Rule 73 is Class 2 because any time there are two consecutive 1s surrounded by 0s, this feature is preserved in succeeding generations. This effectively creates walls which block the flow of information between different parts of the array. There are a finite number of possible configurations in the section between two walls so the automaton must eventually start repeating inside each section, though the period may be very long if the section is wide enough. These walls will form with probability 1 for completely random initial conditions. However, if the condition is added that the lengths of runs of consecutive 0s or 1s must always be odd, then the automaton displays Class 3 behavior since the walls can never form.
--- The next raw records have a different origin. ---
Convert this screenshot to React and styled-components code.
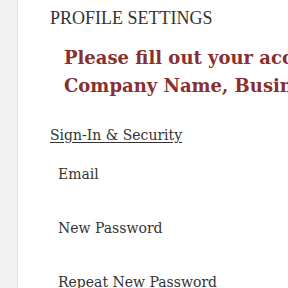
import React from "react";
import styled, { createGlobalStyle } from "styled-components";

const GlobalStyle = createGlobalStyle`
  html, body {
    margin: 0;
    padding: 0;
    background: #fff;
    overflow: hidden;
  }
`;

const Page = styled.div`
  display: flex;
  width: 288px;
  height: 288px;
  overflow: hidden;
`;

const Sidebar = styled.aside`
  flex: 0 0 17px;
  background: #f1f1f1;
  border-right: 1px solid #e4e4e4;
`;

const Main = styled.main`
  flex: 1;
  padding: 7px 0 0 32px;
  white-space: nowrap;
  color: #333;
  font-family: "DejaVu Serif", serif;
`;

const Title = styled.h1`
  margin: 0;
  font-family: "Liberation Serif", serif;
  font-weight: normal;
  font-size: 18px;
  line-height: 22px;
  color: #333;
`;

const Notice = styled.p`
  margin: 15px 0 0 14px;
  font-size: 18px;
  font-weight: bold;
  line-height: 28px;
  color: #8a2f2f;
`;

const Section = styled.h2`
  margin: 25px 0 0;
  font-size: 14px;
  font-weight: normal;
  line-height: 20px;
  text-decoration: underline;
  text-underline-offset: 2px;
`;

const Field = styled.label`
  display: block;
  margin: ${(p) => (p.$first ? "19px" : "34px")} 0 0 8px;
  font-size: 14px;
  line-height: 20px;
`;

export default function App() {
  return (
    <Page>
      <GlobalStyle />
      <Sidebar />
      <Main>
        <Title>PROFILE SETTINGS</Title>
        <Notice>
          Please fill out your account details
          <br />
          Company Name, Business Address
        </Notice>
        <Section>Sign-In &amp; Security</Section>
        <Field $first>Email</Field>
        <Field>New Password</Field>
        <Field>Repeat New Password</Field>
      </Main>
    </Page>
  );
}
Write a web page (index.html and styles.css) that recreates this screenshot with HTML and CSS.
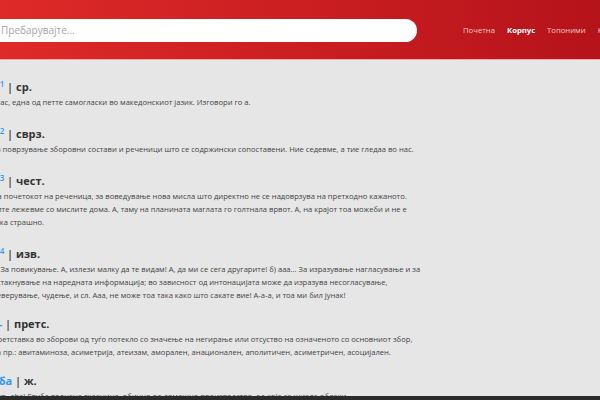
FILE: index.html
```html
<!DOCTYPE html>
<html lang="mk">
<head>
    <meta charset="UTF-8">
    <meta name="viewport" content="width=device-width, initial-scale=1.0">
    <title>Корпус</title>
    <link rel="stylesheet" href="styles.css">
</head>
<body>
    <div class="page">
        <!-- Top bar -->
        <header class="topbar">
            <div class="search">
                <input type="text" placeholder="Пребарувајте...">
            </div>
            <nav class="menu">
                <a href="#">Почетна</a>
                <a href="#" class="active">Корпус</a>
                <a href="#">Топоними</a>
                <a href="#">Контакт</a>
            </nav>
        </header>

        <!-- Dictionary entries -->
        <main class="entries">
            <div class="entry">
                <h3><span class="word">а<sup>1</sup></span> <span class="bar">|</span> ср.</h3>
                <p>Глас, една од петте самогласки во македонскиот јазик. Изговори го а.</p>
            </div>
            <div class="entry">
                <h3><span class="word">а<sup>2</sup></span> <span class="bar">|</span> сврз.</h3>
                <p>За поврзување зборовни состави и реченици што се содржински сопоставени. Ние седевме, а тие гледаа во нас.</p>
            </div>
            <div class="entry">
                <h3><span class="word">а<sup>3</sup></span> <span class="bar">|</span> чест.</h3>
                <p>На почетокот на реченица, за воведување нова мисла што директно не се надоврзува на претходно кажаното. Сите лежевме со мислите дома. А, таму на планината маглата го голтнала врвот. А, на крајот тоа можеби и не е така страшно.</p>
            </div>
            <div class="entry">
                <h3><span class="word">а<sup>4</sup></span> <span class="bar">|</span> изв.</h3>
                <p>а) За повикување. А, излези малку да те видам! А, да ми се сега другарите! б) ааа... За изразување нагласување и за истакнување на наредната информација; во зависност од интонацијата може да изразува несогласување, неверување, чудење, и сл. Ааа, не може тоа така како што сакате вие! А-а-а, и тоа ми бил јунак!</p>
            </div>
            <div class="entry">
                <h3><span class="word">а-</span> <span class="bar">|</span> претс.</h3>
                <p>Претставка во зборови од туѓо потекло со значење на негирање или отсуство на означеното со основниот збор, на пр.: авитаминоза, асиметрија, атеизам, аморален, анационален, аполитичен, асиметричен, асоцијален.</p>
            </div>
            <div class="entry">
                <h3><span class="word">аба</span> <span class="bar">|</span> ж.</h3>
                <p>(тур. aba) Груба волнена ткаенина, обично од домашно производство, од која се шиеле облеки.</p>
            </div>
        </main>
    </div>

    <div class="strip"></div>
</body>
</html>
```

FILE: styles.css
```css
* {
    margin: 0;
    padding: 0;
    box-sizing: border-box;
}
body {
    font-family: 'Open Sans', 'Noto Sans', sans-serif;
    background-color: #e6e6e6;
    color: #444;
    width: 600px;
    height: 400px;
    overflow: hidden;
}
.page {
    width: 640px;
    margin-left: -12px;
}
.topbar {
    height: 60px;
    display: flex;
    align-items: center;
    background: linear-gradient(90deg, #df2a29, #c81d20 55%, #b3121a);
    border-bottom: 1px solid #e9a9a9;
}
.search {
    width: 431px;
    margin-left: -2px;
}
.search input {
    width: 100%;
    height: 23px;
    border: none;
    border-radius: 12px;
    padding: 0 4px 0 15px;
    font-family: inherit;
    font-size: 10px;
    color: #333;
    background: #fff;
    outline: none;
}
.search input::placeholder {
    color: #a6a6a6;
}
.menu {
    display: flex;
    gap: 12px;
    margin-left: 46px;
}
.menu a {
    color: #f3c9c9;
    font-size: 7.7px;
    text-decoration: none;
    white-space: nowrap;
}
.menu a.active {
    color: #fff;
    font-weight: 700;
}
.entries {
    width: 434px;
    padding: 15px 0 0 4px;
}
.entry {
    margin-bottom: 13px;
}
.entry h3 {
    font-size: 11px;
    line-height: 18px;
    font-weight: 700;
    color: #333;
}
.entry h3 .word {
    color: #3497f5;
}
.entry h3 sup {
    font-size: 8px;
    font-weight: 600;
    vertical-align: 4px;
    margin-left: 1px;
}
.entry h3 .bar {
    font-weight: 600;
    color: #333;
}
.entry p {
    font-size: 7.6px;
    line-height: 13px;
}
.strip {
    position: fixed;
    left: 0;
    right: 0;
    bottom: 0;
    height: 4px;
    background: #2b2b2b;
}
```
Rule 54 is Class 4 and also appears to be capable of universal computation, but has not been studied as thoroughly as Rule 110. Many interacting structures have been cataloged which collectively are expected to be sufficient for universality.

== Deterministic solvability ==
Many elementary cellular automata are deterministically solvable, meaning that one can express the state of a given cell after $n$ iterations starting from initial configuration $x \in \{0,1\} ^{\Z}$ by an explicit formula.
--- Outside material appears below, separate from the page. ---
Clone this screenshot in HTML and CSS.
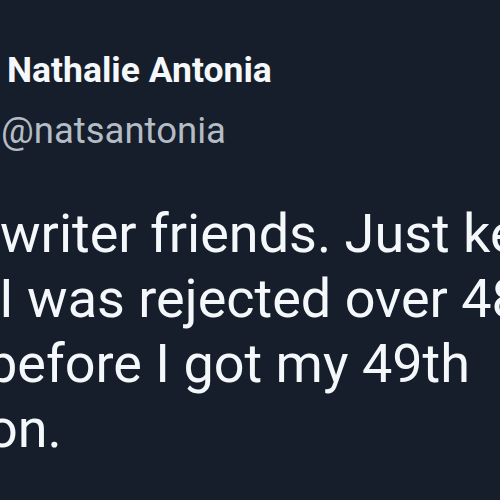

Let $[F^n(x)]_j$ represent the state of cell $j$ after $n$ iterations or rule $F$. Initial condition
is represented by $x$, so that $x_i$ is the state of cell $i$ in the initial configuration, $x_i \in \{0,1\}$. Three representative examples are shown below.

Rule 90:
$[F^n(x)]_j= \sum _{i=0}^{n}\binom{n}{i}x_{{2\,i-n+j}} \mod 2$
Rule 50:
$$[F^n(x)]_j = \frac{1}{2}+ \frac{1}{2} \left( -1 \right) ^{n}
+\sum _{i=1}^{n-1} \left( \left( -1 \right) ^{i+n} \prod _{p=-i}^{i}x_{{p+j}} \right)
+\sum _{i=0}^{n} \left( \left( -1 \right) ^{i+n+1} \prod _{p=-i}^{i} \overline{x}_{p+j} \right)$$

Rule 172:
$$[F^n(x)]_j = \bar{x}_{{j-2}} \bar{x}_{{j-1}} x_{{j}}+
 \left( \bar{x}_{{j+n-2}} x_{{j+n-1}}+x_{{j+n-2}}x_{{j+n}}
 \right) \prod _{i=j-2}^{j+n-3}(1- \bar{x}_{{i}} \bar{x}_{{i+1}} )$$
In the above, $\bar{x}_j=1-x_j$.

Deterministic solution formulae have been derived by H. Fukś for the following minimal elementary rules: 0, 1, 2, 3, 4, 5, 8, 10, 11, 12, 13, 14, 15, 19, 23, 24, 27, 28, 29, 32, 34, 36, 38, 40, 42, 43, 44, 46, 50, 51, 56, 60, 72, 76, 77, 78, 90, 105, 108, 128, 130, 132, 136, 138, 140, 142, 150, 156, 160, 162, 164, 168, 170, 172, 178, 184, 200, 204, and 232.
Using these formulae, it is possible to derive probabilities occurrence of small blocks of symbols. Entries for Rule 184 or Rule 90 show examples of expressions for such probabilities.